Better yet, the campaigns occasionally cross over into the others as the different plotlines converge and diverge, creating some of the most memorable moments the series has seen in years. These aren’t just cutscenes, either–when you play as Leon you’ll run into a section where you’ll fight side-by-side with Chris, prompting the game to search for players currently playing Chris’s campaign to pull into your game (after a brief, skippable waiting period). Intertwining stories can mean brief, fleeting segments of four-player co-op interspersed throughout, making RE6’s already grand, overarching story feel more impressive. It also means, however, that some battles or moments are repeated in later campaigns, which can be an issue if the segment wasn’t all that good in the first place.

Repetition is common during RE6’s many boss battles, where stories overlap the most–and the encounters only become more tedious every time you replay them. It’s not because of the actual mechanics of the gameplay, though–those are stronger in RE6 than they have been in any of the past games. Resident Evil 6 sports the largest upgrades to the Resident Evil style since RE4. An emphasis is placed on fluidity and movement–a huge departure from the tank-like controls of previous games. The welcome ability to move and shoot is joined by sliding, crawling, upgraded melee, and a cover system that never seems to work right (but, thankfully, is never really necessary). There are still some moments of slowly plodding through moody corridors, waiting for enemies to leap out and scream, but they’re weaved between cinematic moments and large-scale shootouts.

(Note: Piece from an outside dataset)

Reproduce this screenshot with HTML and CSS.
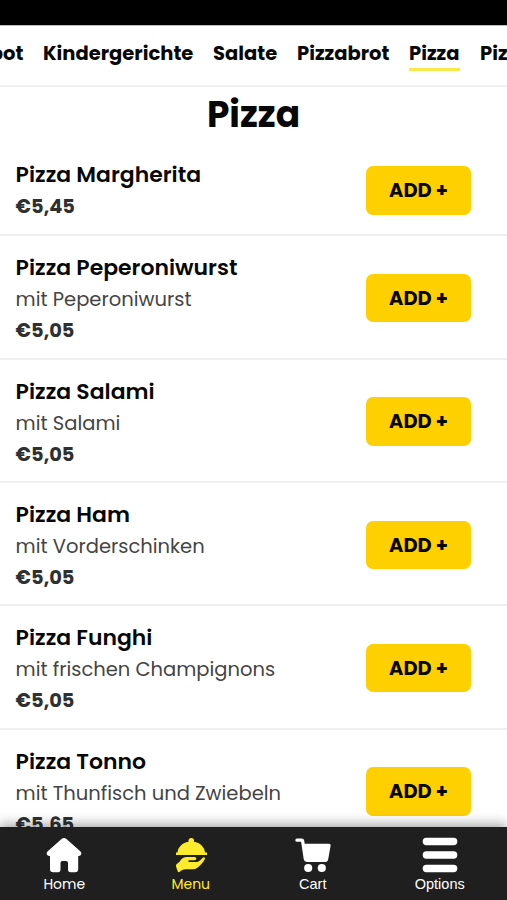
FILE: index.html
```html
<!DOCTYPE html>
<html lang="de">
<head>
<meta charset="utf-8">
<title>Pizza</title>
<link rel="stylesheet" href="styles.css">
</head>
<body>
<div class="app">
  <div class="status"></div>
  <nav class="cats">
    <a class="cat c-angebot">Angebot</a><a class="cat c-kinder">Kindergerichte</a><a class="cat c-salate">Salate</a><a class="cat c-brot">Pizzabrot</a><a class="cat c-pizza active">Pizza</a><a class="cat">Pizzabrötchen</a>
  </nav>
  <main class="menu">
    <h1>Pizza</h1>
    <section class="row first"><div><h2>Pizza Margherita</h2><b>€5,45</b></div><button>ADD +</button></section>
    <section class="row"><div><h2>Pizza Peperoniwurst</h2><p>mit Peperoniwurst</p><b>€5,05</b></div><button>ADD +</button></section>
    <section class="row"><div><h2>Pizza Salami</h2><p>mit Salami</p><b>€5,05</b></div><button>ADD +</button></section>
    <section class="row"><div><h2>Pizza Ham</h2><p>mit Vorderschinken</p><b>€5,05</b></div><button>ADD +</button></section>
    <section class="row"><div><h2>Pizza Funghi</h2><p>mit frischen Champignons</p><b>€5,05</b></div><button>ADD +</button></section>
    <section class="row"><div><h2>Pizza Tonno</h2><p>mit Thunfisch und Zwiebeln</p><b>€5,65</b></div><button>ADD +</button></section>
  </main>
  <footer class="tabs">
    <a class="tab home"><svg viewBox="0 0 36 36"><path d="M15.8 1.8Q18 0 20.2 1.8L34.5 14.5Q36 16 35 17.8Q34.2 19 32.2 19V32Q32.2 35.3 29 35.3H24.5Q22 35.3 22 32.5V26Q22 24 20 24H16.5Q14.5 24 14.5 26V32.5Q14.5 35.3 12 35.3H7.2Q4 35.3 4 32V19Q1.8 19 1 17.8Q0 16 1.5 14.5Z"/></svg><span>Home</span></a>
    <a class="tab dish active"><svg viewBox="0 0 36 36"><path d="M4.500 15.500C5 9.800 9.500 5.700 15.600 4.700C15 2.500 16.500 1 18.300 1S21.600 2.500 21 4.700C27.100 5.700 31.500 9.800 32.100 15.500H34V17.900H3V15.500Z"/><path d="M3.500 27.300L6.500 24.800C8.500 21.500 11 20.100 14 20.100H21.500C23.800 20.100 24 23.300 21.500 23.300H15.500V24.900H23C25 24.900 26 24.200 27 23.400L30 20.400C31.500 19.700 32.500 21 31.800 22.300C29.500 26 27 29 24 31Q22 32.300 20 32.300H12.500C10 32.300 8.500 33.300 6.500 35Q5.300 35.700 4.700 34.300L3 29.500Q2.700 28 3.500 27.300Z"/></svg><span>Menu</span></a>
    <a class="tab cart"><svg viewBox="0 0 36 36"><path d="M2 1.500H6.800Q8.800 1.500 9.200 3.500L9.700 6.700H34Q36 6.700 35.600 8.700L33.200 22.200Q32.700 25 30 25H12.500Q9.200 25 8.700 22L6.100 4.800H2Q.300 4.800 .300 3.200T2 1.500Z"/><circle cx="13.200" cy="31" r="4.100"/><circle cx="26.800" cy="31" r="4.100"/></svg><span>Cart</span></a>
    <a class="tab options"><svg viewBox="0 0 36 36"><rect x=".7" y=".8" width="34.600" height="7.400" rx="3.700"/><rect x=".7" y="14.300" width="34.600" height="7.400" rx="3.700"/><rect x=".7" y="27.800" width="34.600" height="7.400" rx="3.700"/></svg><span>Options</span></a>
  </footer>
</div>
</body>
</html>
```
FILE: styles.css
```css
* { box-sizing: border-box; margin: 0; padding: 0; }
body { background: #fff; color: #080808; font-family: Poppins, Inter, sans-serif; overflow: hidden; }
.app { height: 900px; display: flex; flex-direction: column; overflow: hidden; }
.status { height: 25px; background: #000; flex: none; }
.cats { height: 62px; flex: none; display: flex; gap: 20px; padding-top: 14px; border-bottom: 2px solid #f0f0f0; border-top: 1px solid #bbb; overflow: hidden; }
.cat { flex: none; height: 31px; line-height: 28px; font-size: 19.500px; font-weight: 700; white-space: nowrap; }
.cat.active { border-bottom: 3px solid #fbe94b; }
.c-angebot { width: 86px; margin-left: -63px; text-align: right; }
.c-kinder { width: 150px; }
.c-salate { width: 64px; }
.c-brot { width: 92px; }
.c-pizza { width: 51px; }
.menu { flex: 1; min-height: 0; overflow: hidden; }
h1 { height: 56px; line-height: 55px; font-size: 36px; font-weight: 700; text-align: center; }
.row { height: 123.330px; padding: 15px 36px 0 15.600px; border-bottom: 2px solid #f0f0f0; display: flex; justify-content: space-between; }
.row.first { height: 93.200px; }
h2 { font-size: 21.950px; line-height: 33px; font-weight: 600; white-space: nowrap; }
p { font-size: 19.500px; line-height: 32px; font-weight: 400; color: #444; white-space: nowrap; }
b { display: block; font-size: 19.400px; line-height: 30px; font-weight: 700; color: #303030; }
.first b { line-height: 32px; }
button { width: 105px; height: 48.500px; margin-top: 22.700px; border: 0; border-radius: 7px; background: #ffd000; color: #080808; font: 700 19.400px/48px Poppins, Inter, sans-serif; padding-top: 1px; }
.first button { margin-top: 8px; }
.tabs { position: relative; height: 73px; flex: none; display: flex; justify-content: space-around; background: #1f1f1f; box-shadow: 0 -2px 12px rgba(0,0,0,.4); padding-top: 10px; color: #fff; }
.tab { display: flex; flex-direction: column; align-items: center; font-size: 14px; line-height: 22px; }
.tab svg { width: 36px; height: 36px; fill: currentColor; flex: none; }
.tab.active { color: #ffeb2d; }
.home { width: 44px; } .dish { width: 40px; } .cart { width: 35px; } .options { width: 50px; }
.cart, .options { font-family: "Liberation Sans", sans-serif; font-size: 14.500px; }
```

The issue, though, is with conflicted gameplay; more specifically, scarcity of ammo and an annoying inventory system. Resident Evil 6 doesn’t blend horror and explosive action, it simply sits awkwardly between them, leaving you with facing too many enemies with too few bullets. Needing to mix herbs and pick and choose which items to collect might have made sense in the past, but now it feels somewhat redundant, held back even more by inventory management that doesn’t fit. You’ll often face situations that seem bred specifically to trick you into wasting ammo (and time), such as near-immortal enemies that need a cutscene to trigger before they can be harmed. These segments aren’t well telegraphed, and it’s often hard to know if the foe you’re wasting precious ammo on can be hurt at all, or if the game is simply biding its time until a quick-time event is triggered.

Quick-time events aren’t new to the series, but they were used much more sparingly in the past than they are in RE6. Now everything from opening a door to punching an enemy has the potential to trigger an event that’ll have you slamming random buttons or smacking the analog stick back and forth. Sometimes they’re simply annoying, and other times they’re overly difficult. Never, though, are they enjoyable, and it’s a shame to see interesting moments that might have served better as cutscenes or fully interactive segments be chained to QTEs.

So much of Resident Evil 6 is wonderful. The story is intense and ambitious, and the separate campaigns–and the way they interact with each other–is an achievement in interactive storytelling. Even the changes to the gameplay are strong, and you’ll likely spend a majority of the game enjoying the weird, unexpected ride that it takes you on. When you do run into issues, though, they’ll be related to the half measures taken in other areas of the gameplay, proving that flat-out abandoning some tropes while clinging on to others doesn’t always make for great sequels. Though rough around the edges, Resident Evil 6 is still a remarkable creature, and like the J’avo, it’s an interesting transformation, even if it’s not necessarily the prettiest one.